### Task objective
Pictures in the entries below are to be left out; otherwise, reproduce exactly the lines from the first through the line containing "left-[-70px] top-[458px] w-[160px]".

** Begin Working data **

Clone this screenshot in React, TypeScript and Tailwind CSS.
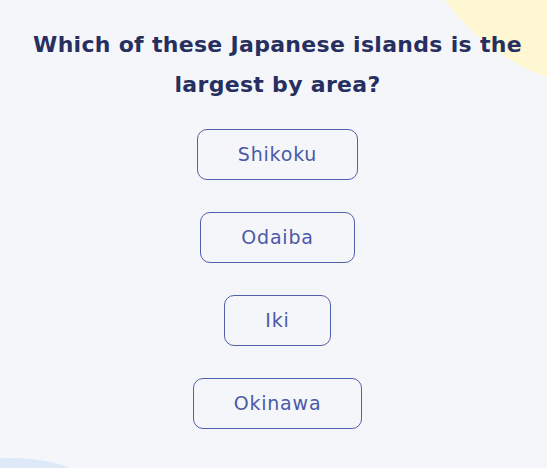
const OPTIONS = ['Shikoku', 'Odaiba', 'Iki', 'Okinawa'];

export default function App() {
  return (
    <div
      className="relative w-[547px] h-[468px] overflow-hidden bg-[#f5f6fa]"
      style={{ fontFamily: '"DejaVu Sans", "Noto Sans", sans-serif' }}
    >
      {/* decorative blobs */}
      <div className="absolute left-[405px] top-[-340px] w-[430px] h-[430px] rounded-full bg-[#fff7d1]" />
      <div className="absolute left-[-70px] top-[458px] w-[160px] h-[60px] rounded-[50%] bg-[#dde9f7]" />

      <div className="relative flex flex-col items-center pt-[25px] pl-[8px]">
        <h1 className="w-[500px] text-center text-[22px] leading-[40px] font-bold tracking-[0.3px] text-[#262f5f]">
          Which of these Japanese islands is the largest by area?
        </h1>
        <div className="mt-[24px] flex flex-col items-center gap-[32px]">
          {OPTIONS.map((opt) => (
            <button
              key={opt}
              className="h-[51px] px-[40px] rounded-[10px] border border-[#5060aa] text-[19px] tracking-[0.8px] text-[#4b5aa6] bg-transparent"
            >
              {opt}
            </button>
          ))}
        </div>
      </div>
    </div>
  );
}
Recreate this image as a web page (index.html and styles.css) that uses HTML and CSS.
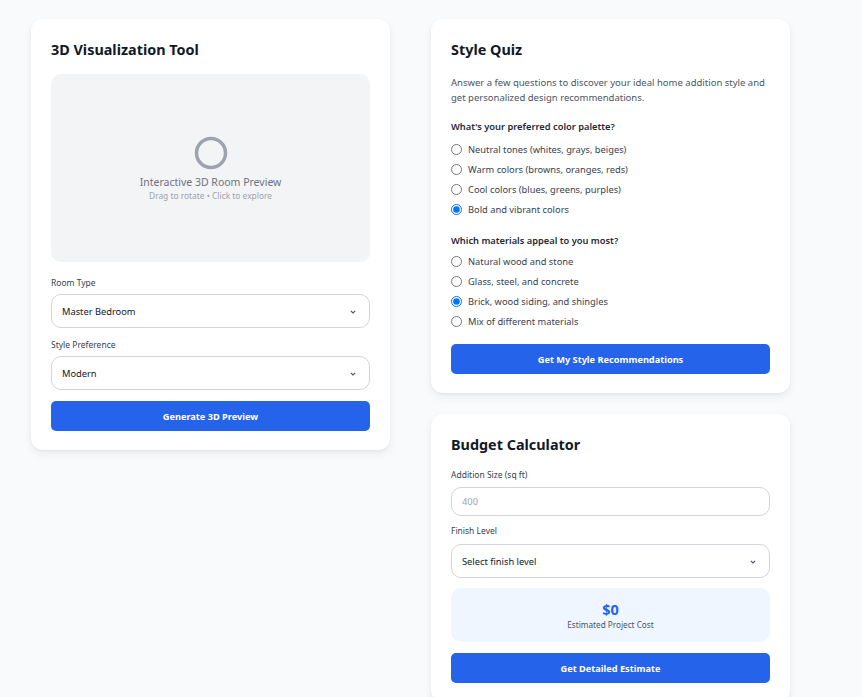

** End Working data **

### Task result
Clone this screenshot in React, TypeScript and Tailwind CSS.
const OPTIONS = ['Shikoku', 'Odaiba', 'Iki', 'Okinawa'];

export default function App() {
  return (
    <div
      className="relative w-[547px] h-[468px] overflow-hidden bg-[#f5f6fa]"
      style={{ fontFamily: '"DejaVu Sans", "Noto Sans", sans-serif' }}
    >
      {/* decorative blobs */}
      <div className="absolute left-[405px] top-[-340px] w-[430px] h-[430px] rounded-full bg-[#fff7d1]" />
      <div className="absolute left-[-70px] top-[458px] w-[160px] h-[60px] rounded-[50%] bg-[#dde9f7]" />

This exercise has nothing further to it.